■ **INFORMATION SUPPLIED**:
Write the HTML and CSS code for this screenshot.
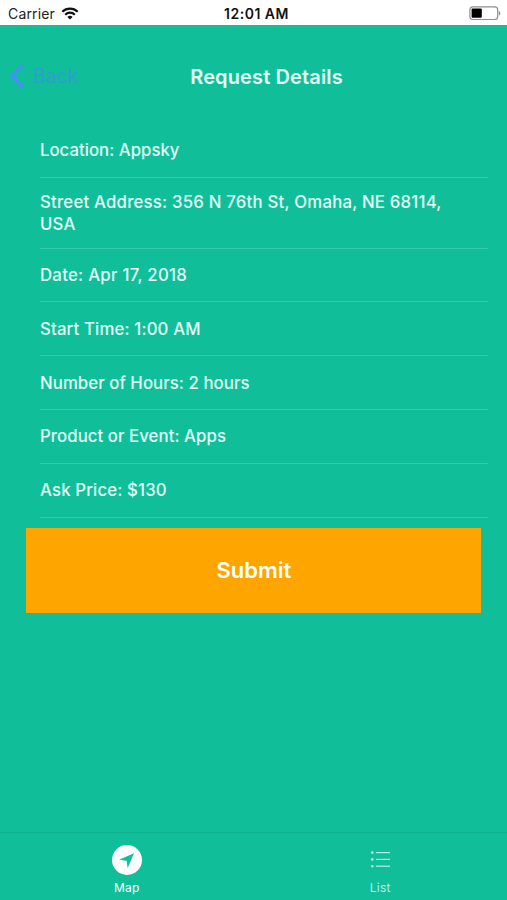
FILE: index.html
```html
<!DOCTYPE html>
<html lang="en">
<head>
    <meta charset="UTF-8">
    <meta name="viewport" content="width=device-width, initial-scale=1.0">
    <title>Request Details</title>
    <link rel="stylesheet" href="styles.css">
</head>
<body>
    <div class="status-bar">
        <div class="carrier">
            <span class="carrier-name">Carrier</span>
            <svg class="wifi" width="18" height="13" viewBox="0 0 18 13" fill="none" stroke="#111" stroke-width="2.2">
                <path d="M1.3 4.7a11 11 0 0 1 15.4 0"/>
                <path d="M4.2 7.7a6.8 6.8 0 0 1 9.6 0"/>
                <path d="M9 12.6L6.4 9.9a3.8 3.8 0 0 1 5.2 0z" fill="#111" stroke="none"/>
            </svg>
        </div>
        <span class="clock">12:01 AM</span>
        <svg class="battery" width="32" height="15" viewBox="0 0 32 15">
            <rect x="0.9" y="0.9" width="27.8" height="12.6" rx="3" fill="#fff" stroke="#8f8f8f" stroke-width="1.2"/>
            <rect x="2.6" y="2.6" width="10.2" height="9.2" rx="1" fill="#000"/>
            <path d="M29.8 5c2 .6 2 3.9 0 4.5z" fill="#8f8f8f"/>
        </svg>
    </div>

    <header class="header">
        <a href="#" class="back">
            <svg width="15" height="25" viewBox="0 0 15 25" fill="none" stroke="#4092f3" stroke-width="3.8">
                <path d="M14 1.3L3.2 12l10.8 10.800"/>
            </svg>
            <span>Back</span>
        </a>
        <h1 class="title">Request Details</h1>
    </header>

    <main class="content">
        <ul class="details">
            <li class="detail-item">Location: Appsky</li>
            <li class="detail-item address">Street Address: 356 N 76th St, Omaha, NE 68114, USA</li>
            <li class="detail-item date">Date: Apr 17, 2018</li>
            <li class="detail-item start">Start Time: 1:00 AM</li>
            <li class="detail-item hours">Number of Hours: 2 hours</li>
            <li class="detail-item product">Product or Event: Apps</li>
            <li class="detail-item price">Ask Price: $130</li>
        </ul>
        <button class="submit-button">Submit</button>
    </main>

    <nav class="tab-bar">
        <a href="#" class="tab active">
            <svg width="30" height="30" viewBox="0 0 30 30">
                <circle cx="15" cy="15" r="15" fill="#fff"/>
                <path d="M22 8.2L7 14.8l7.7.9.9 7.5z" fill="#10bf99"/>
            </svg>
            <span>Map</span>
        </a>
        <a href="#" class="tab">
            <svg width="30" height="30" viewBox="0 0 30 30" fill="#b4f0e1">
                <circle cx="7.3" cy="7.6" r="1.3"/>
                <circle cx="7.3" cy="14.4" r="1.3"/>
                <circle cx="7.3" cy="21.2" r="1.3"/>
                <rect x="11" y="7" width="14" height="1.2"/>
                <rect x="11" y="13.8" width="14" height="1.2"/>
                <rect x="11" y="20.6" width="14" height="1.2"/>
            </svg>
            <span>List</span>
        </a>
    </nav>
</body>
</html>
```
FILE: styles.css
```css
* {
    box-sizing: border-box;
}

body {
    margin: 0;
    height: 900px;
    display: flex;
    flex-direction: column;
    background: #10bf99;
    color: #e2fff8;
    font-family: Inter, 'Liberation Sans', sans-serif;
}

a {
    text-decoration: none;
    color: inherit;
}

.status-bar {
    display: grid;
    grid-template-columns: 1fr auto 1fr;
    align-items: center;
    height: 25px;
    padding: 2px 6px 0 8px;
    background: #fff;
    color: #222;
    font-size: 14px;
}

.carrier {
    display: flex;
    align-items: center;
    gap: 6px;
}

.carrier-name {
    letter-spacing: 0.15px;
}

.clock {
    margin-left: 4px;
    color: #111;
    font-weight: 600;
    letter-spacing: 0.5px;
}

.battery {
    justify-self: end;
}

.header {
    display: grid;
    grid-template-columns: 1fr auto 1fr;
    align-items: center;
    height: 98.8px;
    padding: 4px 0 0 9px;
}

.back {
    display: flex;
    align-items: center;
    gap: 9px;
    color: #2f9cd4;
    font-size: 19.5px;
}

.title {
    margin: 2px 0 0 17px;
    font-size: 20px;
    font-weight: 600;
    letter-spacing: 0.13px;
}

.content {
    flex: 1;
}

.details {
    margin: 0 19px 0 40px;
    padding: 0;
    list-style: none;
}

.detail-item {
    display: flex;
    align-items: center;
    height: 53.8px;
    border-bottom: 1px solid #3bc7a9;
    font-size: 16.8px;
    font-weight: 500;
    line-height: 22px;
}

.address {
    height: 71px;
    padding-right: 36px;
    letter-spacing: 0.2px;
}

.date {
    letter-spacing: 0.26px;
}

.start,
.price {
    letter-spacing: 0.14px;
}

.hours,
.product {
    letter-spacing: 0.05px;
}

.submit-button {
    display: block;
    width: 455px;
    height: 85px;
    margin: 10.4px 0 0 26.4px;
    border: 0;
    background: #ffa500;
    color: #fff;
    font-family: inherit;
    font-size: 22px;
    font-weight: 600;
}

.tab-bar {
    display: flex;
    height: 68px;
    border-top: 1px solid #10b18e;
}

.tab {
    flex: 1;
    display: flex;
    flex-direction: column;
    align-items: center;
    gap: 5px;
    padding-top: 12px;
    color: #b4f0e1;
    font-size: 12px;
    line-height: 15px;
    letter-spacing: 0.2px;
}

.tab.active {
    color: #fff;
}
```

■ **PROBLEM STATEMENT**:
Restate the data above word for word. Skip every picture.

■ **TASK ANSWER**:
Write the HTML and CSS code for this screenshot.
FILE: index.html
```html
<!DOCTYPE html>
<html lang="en">
<head>
    <meta charset="UTF-8">
    <meta name="viewport" content="width=device-width, initial-scale=1.0">
    <title>Request Details</title>
    <link rel="stylesheet" href="styles.css">
</head>
<body>
    <div class="status-bar">
        <div class="carrier">
            <span class="carrier-name">Carrier</span>
            <svg class="wifi" width="18" height="13" viewBox="0 0 18 13" fill="none" stroke="#111" stroke-width="2.2">
                <path d="M1.3 4.7a11 11 0 0 1 15.4 0"/>
                <path d="M4.2 7.7a6.8 6.8 0 0 1 9.6 0"/>
                <path d="M9 12.6L6.4 9.9a3.8 3.8 0 0 1 5.2 0z" fill="#111" stroke="none"/>
            </svg>
        </div>
        <span class="clock">12:01 AM</span>
        <svg class="battery" width="32" height="15" viewBox="0 0 32 15">
            <rect x="0.9" y="0.9" width="27.8" height="12.6" rx="3" fill="#fff" stroke="#8f8f8f" stroke-width="1.2"/>
            <rect x="2.6" y="2.6" width="10.2" height="9.2" rx="1" fill="#000"/>
            <path d="M29.8 5c2 .6 2 3.9 0 4.5z" fill="#8f8f8f"/>
        </svg>
    </div>

    <header class="header">
        <a href="#" class="back">
            <svg width="15" height="25" viewBox="0 0 15 25" fill="none" stroke="#4092f3" stroke-width="3.8">
                <path d="M14 1.3L3.2 12l10.8 10.800"/>
            </svg>
            <span>Back</span>
        </a>
        <h1 class="title">Request Details</h1>
    </header>

    <main class="content">
        <ul class="details">
            <li class="detail-item">Location: Appsky</li>
            <li class="detail-item address">Street Address: 356 N 76th St, Omaha, NE 68114, USA</li>
            <li class="detail-item date">Date: Apr 17, 2018</li>
            <li class="detail-item start">Start Time: 1:00 AM</li>
            <li class="detail-item hours">Number of Hours: 2 hours</li>
            <li class="detail-item product">Product or Event: Apps</li>
            <li class="detail-item price">Ask Price: $130</li>
        </ul>
        <button class="submit-button">Submit</button>
    </main>

    <nav class="tab-bar">
        <a href="#" class="tab active">
            <svg width="30" height="30" viewBox="0 0 30 30">
                <circle cx="15" cy="15" r="15" fill="#fff"/>
                <path d="M22 8.2L7 14.8l7.7.9.9 7.5z" fill="#10bf99"/>
            </svg>
            <span>Map</span>
        </a>
        <a href="#" class="tab">
            <svg width="30" height="30" viewBox="0 0 30 30" fill="#b4f0e1">
                <circle cx="7.3" cy="7.6" r="1.3"/>
                <circle cx="7.3" cy="14.4" r="1.3"/>
                <circle cx="7.3" cy="21.2" r="1.3"/>
                <rect x="11" y="7" width="14" height="1.2"/>
                <rect x="11" y="13.8" width="14" height="1.2"/>
                <rect x="11" y="20.6" width="14" height="1.2"/>
            </svg>
            <span>List</span>
        </a>
    </nav>
</body>
</html>
```
FILE: styles.css
```css
* {
    box-sizing: border-box;
}

body {
    margin: 0;
    height: 900px;
    display: flex;
    flex-direction: column;
    background: #10bf99;
    color: #e2fff8;
    font-family: Inter, 'Liberation Sans', sans-serif;
}

a {
    text-decoration: none;
    color: inherit;
}

.status-bar {
    display: grid;
    grid-template-columns: 1fr auto 1fr;
    align-items: center;
    height: 25px;
    padding: 2px 6px 0 8px;
    background: #fff;
    color: #222;
    font-size: 14px;
}

.carrier {
    display: flex;
    align-items: center;
    gap: 6px;
}

.carrier-name {
    letter-spacing: 0.15px;
}

.clock {
    margin-left: 4px;
    color: #111;
    font-weight: 600;
    letter-spacing: 0.5px;
}

.battery {
    justify-self: end;
}

.header {
    display: grid;
    grid-template-columns: 1fr auto 1fr;
    align-items: center;
    height: 98.8px;
    padding: 4px 0 0 9px;
}

.back {
    display: flex;
    align-items: center;
    gap: 9px;
    color: #2f9cd4;
    font-size: 19.5px;
}

.title {
    margin: 2px 0 0 17px;
    font-size: 20px;
    font-weight: 600;
    letter-spacing: 0.13px;
}

.content {
    flex: 1;
}

.details {
    margin: 0 19px 0 40px;
    padding: 0;
    list-style: none;
}

.detail-item {
    display: flex;
    align-items: center;
    height: 53.8px;
    border-bottom: 1px solid #3bc7a9;
    font-size: 16.8px;
    font-weight: 500;
    line-height: 22px;
}

.address {
    height: 71px;
    padding-right: 36px;
    letter-spacing: 0.2px;
}

.date {
    letter-spacing: 0.26px;
}

.start,
.price {
    letter-spacing: 0.14px;
}

.hours,
.product {
    letter-spacing: 0.05px;
}

.submit-button {
    display: block;
    width: 455px;
    height: 85px;
    margin: 10.4px 0 0 26.4px;
    border: 0;
    background: #ffa500;
    color: #fff;
    font-family: inherit;
    font-size: 22px;
    font-weight: 600;
}

.tab-bar {
    display: flex;
    height: 68px;
    border-top: 1px solid #10b18e;
}

.tab {
    flex: 1;
    display: flex;
    flex-direction: column;
    align-items: center;
    gap: 5px;
    padding-top: 12px;
    color: #b4f0e1;
    font-size: 12px;
    line-height: 15px;
    letter-spacing: 0.2px;
}

.tab.active {
    color: #fff;
}
```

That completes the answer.